O.O *does maths* That's insane. No offense, that's flat out nuts for a family with three small children. My mom fed 4 teenage boys (all of us were runners and swimmers) on a lot less. Lots of bulk purchases from Sam's Club or Costco (depending on which was closer), and a lot of rice/potatoes. A stand mixer is excellent for making mashed potatoes, by the way - cook them, toss them in, mix for a while, and you've got potatoes. Leave the skin in. It's healthy. Or less work. Something.
Seriously, that's more than I'm spending on my mortgage once we move. By about 50%.

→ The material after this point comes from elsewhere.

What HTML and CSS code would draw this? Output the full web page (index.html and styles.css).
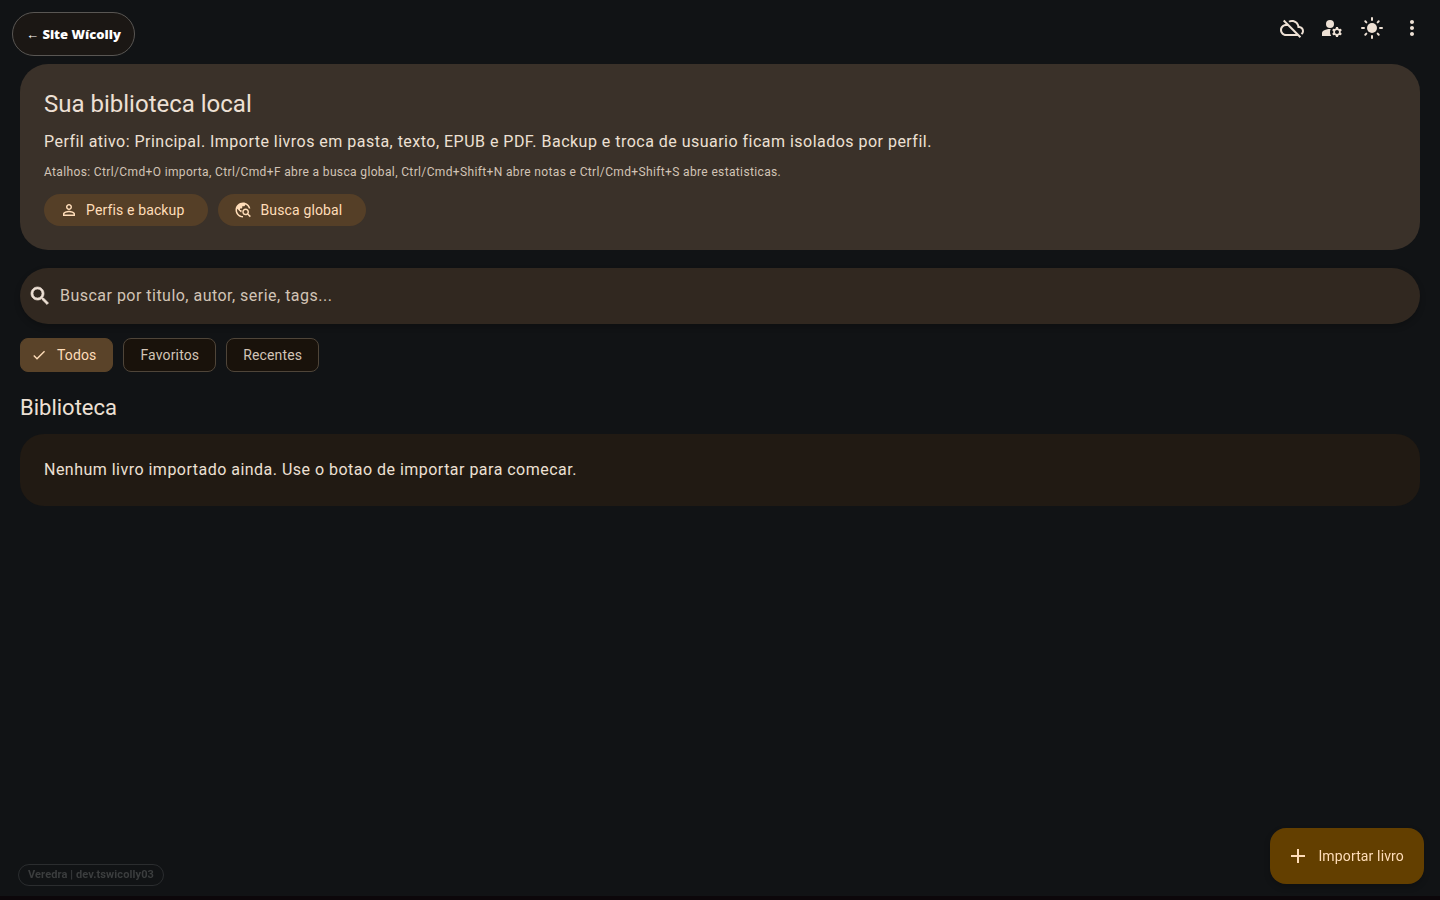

My biggest hurdle is really convenience.
:p
http://www.mrmoneymustache.com/2012/09/18/is-it-convenient-would-i-enjoy-it-wrong-question/I think the biggest costs for my family are snacks and lunches though, not even dinners.
If you don't know, you can't optimize. Keep track of what you spend on food and when it gets eaten for a month or so, and you'll have a LOT more data to work with for cutting your food budget significantly, should you care to do so.
My family can go through 12 wallaby organic yogurts in a matter of days, so even if I buy them on sale at 5 for $4 and get 12 for the Whole Food case quantity discount, it's still easy to plow through foods like this in our house.
So... don't keep Wallaby Organic Yogurt around? Keep carrots, apples, oranges, bananas, etc? And see if you can get your husband to plant a garden if you care that much about the organic stuff.
I think having such a big family is a hurdle regarding making food from scratch. I wouldn't be making one loaf a week, I'd be making 4 or more! Now compound that for homemade yogurt, baked goods, etc. I don't mind cooking but I do not want to be a slave to the oven...
You don't have a big family. Go back about two generations when 6-10 kids was a fairly common number, and that's getting to be a big family. Also, if two of yours are still at home, they're still small. You think they eat now? Wait until they're teenagers... a teenage boy who's active in sports is a good working model of a bottomless pit, and teenage girls aren't much better if they're active. I think I was consuming 4000-5000 calories/day when I was active in swimming & cross country.
I'm hoping to get into the habit of making baked goods instead of buying them, and bread and especially pizza crust. I invested in some good freezer storage containers, hoping that if I can pull things out of the freezer I will be less inclined to order pizza yet again.
What my mom did was cook in bulk. She had some HUGE stock pots (some were large enough that you used multiple burners on the stove to heat them) and would make something like 3-4 gallons of soup, similar quantities of chili, and would freeze it. Butter containers, tupperware, and aluminum foil are great ways to freeze things - spend a Saturday cooking, freeze everything, and you've got "thaw and heat" food for a week or two. As your kids get older, "take a thing of soup out of the freezer, put it in a pot, and heat it" is a reasonable thing to have them do. Rice is easy to make, so thaw a thing of chili, make a pot of rice, heat up some vegetables, and you've got dinner.
You can also get the vacuum sealers/vacuum bags, and freeze things that way. Soup/sauce/chili/etc can be put into a bag. Seal it, freeze it flat (you can stack a bunch), and once they're frozen, if you've picked your bag size right, you can file them in the freezer like books and save a bunch of space.
You may need a separate deep freezer if you're going to go this route, but if you're spending $1400/mo on food, that'll pay for itsself in a hurry - you can get a brand new one for $500-$800, depending on size. I suggest the vertical style, not a chest freezer, since it's too easy to lose stuff in the bottom of a chest freezer and it's hard to get stuff out of it.
Another thing I'd suggest is scheduling your meals out in advance, at least weekly. You eliminate the "Oh, hey, it's 4PM, I should figure out dinner!" stress, and you can shop in bulk for what you need. Once you get a feel for the size of leftovers, you can use them for subsequent nights. Rice one night, goes into a pot pie the next night. Or whatever.
... but, seriously, buy a bread machine and use it. They're amazing.